* Given records *
--- START ---

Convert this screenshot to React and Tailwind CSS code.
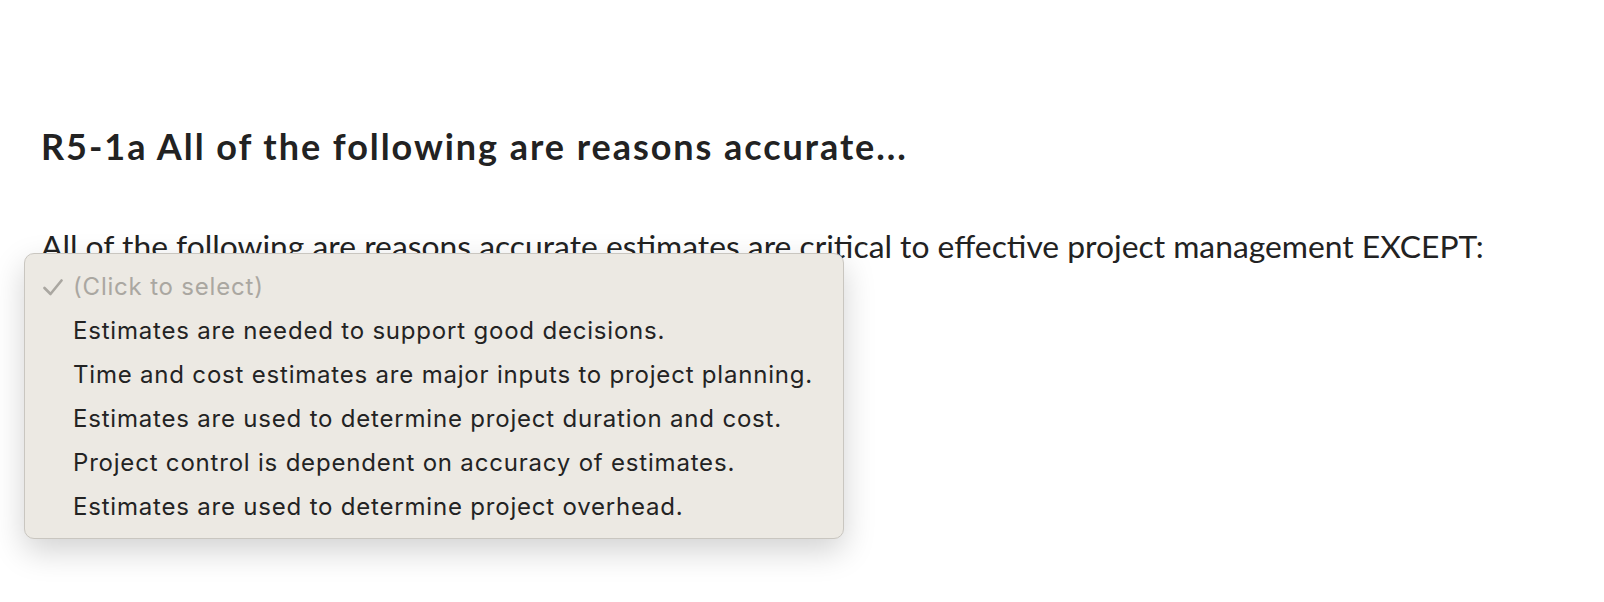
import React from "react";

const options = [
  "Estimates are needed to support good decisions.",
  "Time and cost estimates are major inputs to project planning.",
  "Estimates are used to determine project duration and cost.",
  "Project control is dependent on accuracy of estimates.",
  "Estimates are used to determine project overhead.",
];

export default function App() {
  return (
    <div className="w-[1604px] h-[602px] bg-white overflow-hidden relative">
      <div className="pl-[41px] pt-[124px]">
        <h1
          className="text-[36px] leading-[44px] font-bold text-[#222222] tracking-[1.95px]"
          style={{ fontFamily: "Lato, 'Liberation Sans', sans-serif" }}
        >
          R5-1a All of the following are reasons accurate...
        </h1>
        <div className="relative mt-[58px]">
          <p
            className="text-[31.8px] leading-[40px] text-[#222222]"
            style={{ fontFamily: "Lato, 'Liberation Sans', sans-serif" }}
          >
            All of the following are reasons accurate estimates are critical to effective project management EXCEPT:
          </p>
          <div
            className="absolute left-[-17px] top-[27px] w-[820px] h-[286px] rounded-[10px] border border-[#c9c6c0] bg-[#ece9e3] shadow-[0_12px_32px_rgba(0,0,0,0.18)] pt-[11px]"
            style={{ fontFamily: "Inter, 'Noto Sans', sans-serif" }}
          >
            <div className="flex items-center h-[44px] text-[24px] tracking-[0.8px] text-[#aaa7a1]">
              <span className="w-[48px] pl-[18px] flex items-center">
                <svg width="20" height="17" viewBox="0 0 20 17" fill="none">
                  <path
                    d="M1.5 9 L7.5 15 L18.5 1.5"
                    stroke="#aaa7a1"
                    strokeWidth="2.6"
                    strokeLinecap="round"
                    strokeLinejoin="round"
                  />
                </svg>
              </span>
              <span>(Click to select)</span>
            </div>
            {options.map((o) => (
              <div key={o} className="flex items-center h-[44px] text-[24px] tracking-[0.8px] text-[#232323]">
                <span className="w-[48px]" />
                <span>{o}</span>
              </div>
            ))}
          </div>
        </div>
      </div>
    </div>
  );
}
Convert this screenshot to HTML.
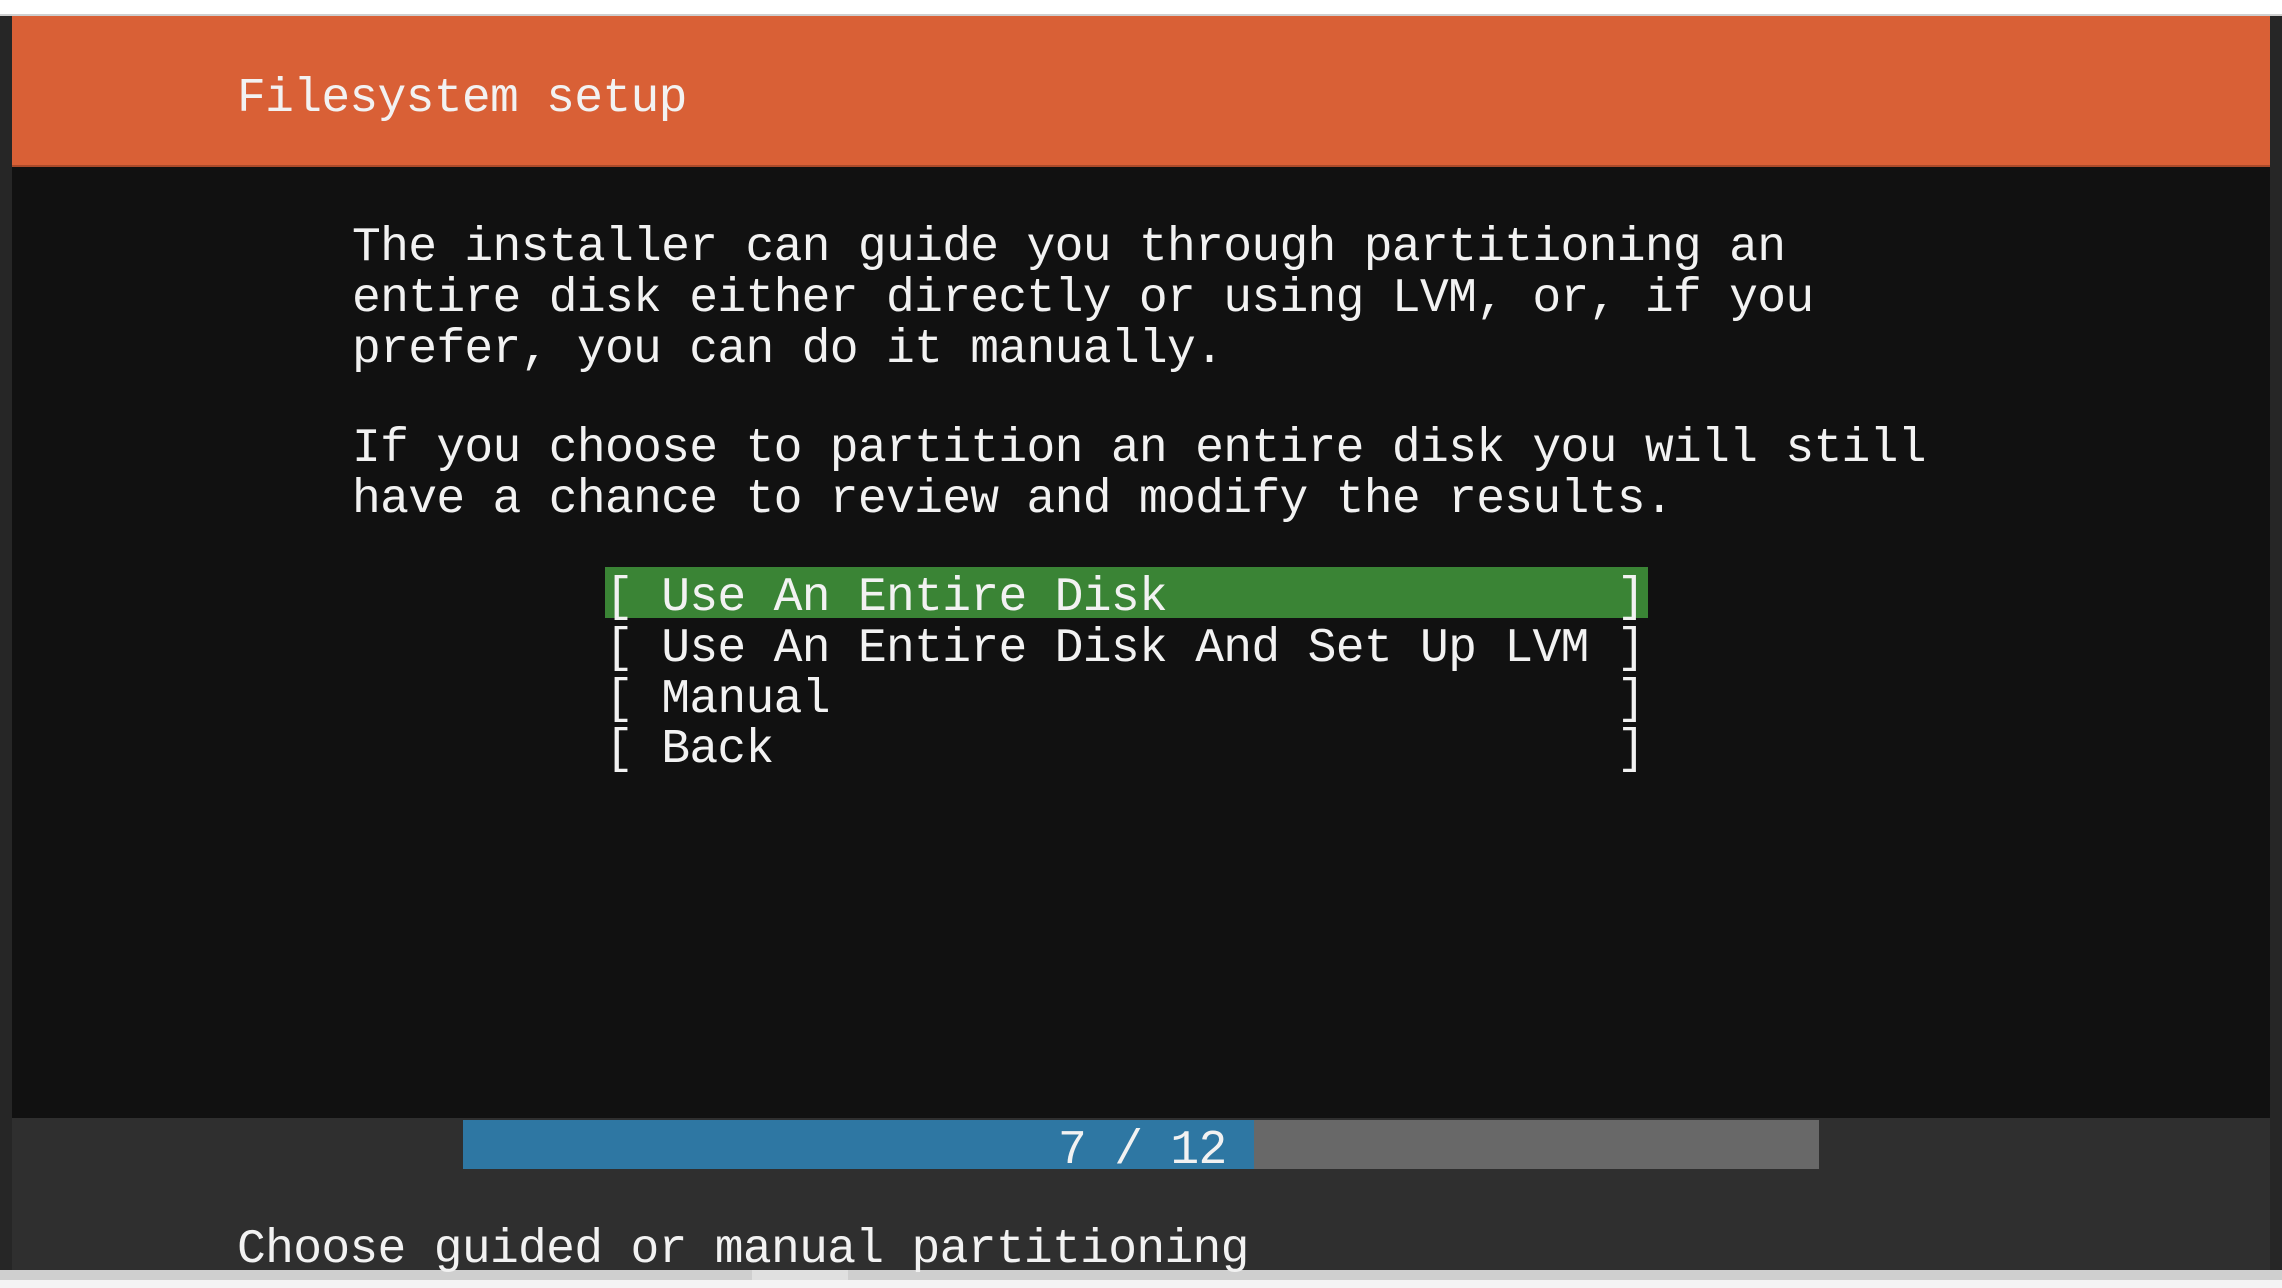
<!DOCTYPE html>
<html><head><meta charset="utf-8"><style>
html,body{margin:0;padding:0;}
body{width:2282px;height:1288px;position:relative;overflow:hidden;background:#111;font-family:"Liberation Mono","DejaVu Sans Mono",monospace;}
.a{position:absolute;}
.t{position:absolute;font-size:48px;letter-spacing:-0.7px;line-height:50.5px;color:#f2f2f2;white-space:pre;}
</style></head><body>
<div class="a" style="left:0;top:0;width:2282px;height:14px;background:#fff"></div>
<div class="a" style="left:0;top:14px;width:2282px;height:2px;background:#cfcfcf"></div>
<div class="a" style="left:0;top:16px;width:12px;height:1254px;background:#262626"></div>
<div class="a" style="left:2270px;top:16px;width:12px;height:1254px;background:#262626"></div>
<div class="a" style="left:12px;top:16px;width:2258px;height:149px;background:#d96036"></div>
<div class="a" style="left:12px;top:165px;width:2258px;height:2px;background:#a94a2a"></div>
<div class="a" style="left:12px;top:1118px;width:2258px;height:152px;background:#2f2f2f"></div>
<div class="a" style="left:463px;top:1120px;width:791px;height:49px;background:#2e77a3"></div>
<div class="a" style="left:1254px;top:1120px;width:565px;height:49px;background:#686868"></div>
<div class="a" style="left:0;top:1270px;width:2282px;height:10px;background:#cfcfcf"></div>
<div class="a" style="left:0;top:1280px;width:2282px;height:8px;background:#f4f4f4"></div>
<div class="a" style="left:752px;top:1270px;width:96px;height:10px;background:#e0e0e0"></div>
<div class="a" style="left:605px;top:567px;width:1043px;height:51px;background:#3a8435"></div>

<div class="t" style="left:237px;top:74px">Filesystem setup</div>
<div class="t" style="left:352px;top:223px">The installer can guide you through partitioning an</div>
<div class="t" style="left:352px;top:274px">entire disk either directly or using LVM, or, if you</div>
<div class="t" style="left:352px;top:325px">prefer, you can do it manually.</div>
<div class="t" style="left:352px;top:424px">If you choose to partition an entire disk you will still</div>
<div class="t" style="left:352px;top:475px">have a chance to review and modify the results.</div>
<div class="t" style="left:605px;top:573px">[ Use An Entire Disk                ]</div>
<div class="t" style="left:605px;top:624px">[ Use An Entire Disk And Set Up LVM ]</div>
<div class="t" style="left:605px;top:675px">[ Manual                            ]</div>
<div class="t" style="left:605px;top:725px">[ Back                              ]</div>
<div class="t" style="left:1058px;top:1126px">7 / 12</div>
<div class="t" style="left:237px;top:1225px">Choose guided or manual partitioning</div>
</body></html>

--- END ---

* Work to do *
Repeat the listing above exactly, with no pictures.

* Result below *
Convert this screenshot to React and Tailwind CSS code.
import React from "react";

const options = [
  "Estimates are needed to support good decisions.",
  "Time and cost estimates are major inputs to project planning.",
  "Estimates are used to determine project duration and cost.",
  "Project control is dependent on accuracy of estimates.",
  "Estimates are used to determine project overhead.",
];

export default function App() {
  return (
    <div className="w-[1604px] h-[602px] bg-white overflow-hidden relative">
      <div className="pl-[41px] pt-[124px]">
        <h1
          className="text-[36px] leading-[44px] font-bold text-[#222222] tracking-[1.95px]"
          style={{ fontFamily: "Lato, 'Liberation Sans', sans-serif" }}
        >
          R5-1a All of the following are reasons accurate...
        </h1>
        <div className="relative mt-[58px]">
          <p
            className="text-[31.8px] leading-[40px] text-[#222222]"
            style={{ fontFamily: "Lato, 'Liberation Sans', sans-serif" }}
          >
            All of the following are reasons accurate estimates are critical to effective project management EXCEPT:
          </p>
          <div
            className="absolute left-[-17px] top-[27px] w-[820px] h-[286px] rounded-[10px] border border-[#c9c6c0] bg-[#ece9e3] shadow-[0_12px_32px_rgba(0,0,0,0.18)] pt-[11px]"
            style={{ fontFamily: "Inter, 'Noto Sans', sans-serif" }}
          >
            <div className="flex items-center h-[44px] text-[24px] tracking-[0.8px] text-[#aaa7a1]">
              <span className="w-[48px] pl-[18px] flex items-center">
                <svg width="20" height="17" viewBox="0 0 20 17" fill="none">
                  <path
                    d="M1.5 9 L7.5 15 L18.5 1.5"
                    stroke="#aaa7a1"
                    strokeWidth="2.6"
                    strokeLinecap="round"
                    strokeLinejoin="round"
                  />
                </svg>
              </span>
              <span>(Click to select)</span>
            </div>
            {options.map((o) => (
              <div key={o} className="flex items-center h-[44px] text-[24px] tracking-[0.8px] text-[#232323]">
                <span className="w-[48px]" />
                <span>{o}</span>
              </div>
            ))}
          </div>
        </div>
      </div>
    </div>
  );
}
Convert this screenshot to HTML.
<!DOCTYPE html>
<html><head><meta charset="utf-8"><style>
html,body{margin:0;padding:0;}
body{width:2282px;height:1288px;position:relative;overflow:hidden;background:#111;font-family:"Liberation Mono","DejaVu Sans Mono",monospace;}
.a{position:absolute;}
.t{position:absolute;font-size:48px;letter-spacing:-0.7px;line-height:50.5px;color:#f2f2f2;white-space:pre;}
</style></head><body>
<div class="a" style="left:0;top:0;width:2282px;height:14px;background:#fff"></div>
<div class="a" style="left:0;top:14px;width:2282px;height:2px;background:#cfcfcf"></div>
<div class="a" style="left:0;top:16px;width:12px;height:1254px;background:#262626"></div>
<div class="a" style="left:2270px;top:16px;width:12px;height:1254px;background:#262626"></div>
<div class="a" style="left:12px;top:16px;width:2258px;height:149px;background:#d96036"></div>
<div class="a" style="left:12px;top:165px;width:2258px;height:2px;background:#a94a2a"></div>
<div class="a" style="left:12px;top:1118px;width:2258px;height:152px;background:#2f2f2f"></div>
<div class="a" style="left:463px;top:1120px;width:791px;height:49px;background:#2e77a3"></div>
<div class="a" style="left:1254px;top:1120px;width:565px;height:49px;background:#686868"></div>
<div class="a" style="left:0;top:1270px;width:2282px;height:10px;background:#cfcfcf"></div>
<div class="a" style="left:0;top:1280px;width:2282px;height:8px;background:#f4f4f4"></div>
<div class="a" style="left:752px;top:1270px;width:96px;height:10px;background:#e0e0e0"></div>
<div class="a" style="left:605px;top:567px;width:1043px;height:51px;background:#3a8435"></div>

<div class="t" style="left:237px;top:74px">Filesystem setup</div>
<div class="t" style="left:352px;top:223px">The installer can guide you through partitioning an</div>
<div class="t" style="left:352px;top:274px">entire disk either directly or using LVM, or, if you</div>
<div class="t" style="left:352px;top:325px">prefer, you can do it manually.</div>
<div class="t" style="left:352px;top:424px">If you choose to partition an entire disk you will still</div>
<div class="t" style="left:352px;top:475px">have a chance to review and modify the results.</div>
<div class="t" style="left:605px;top:573px">[ Use An Entire Disk                ]</div>
<div class="t" style="left:605px;top:624px">[ Use An Entire Disk And Set Up LVM ]</div>
<div class="t" style="left:605px;top:675px">[ Manual                            ]</div>
<div class="t" style="left:605px;top:725px">[ Back                              ]</div>
<div class="t" style="left:1058px;top:1126px">7 / 12</div>
<div class="t" style="left:237px;top:1225px">Choose guided or manual partitioning</div>
</body></html>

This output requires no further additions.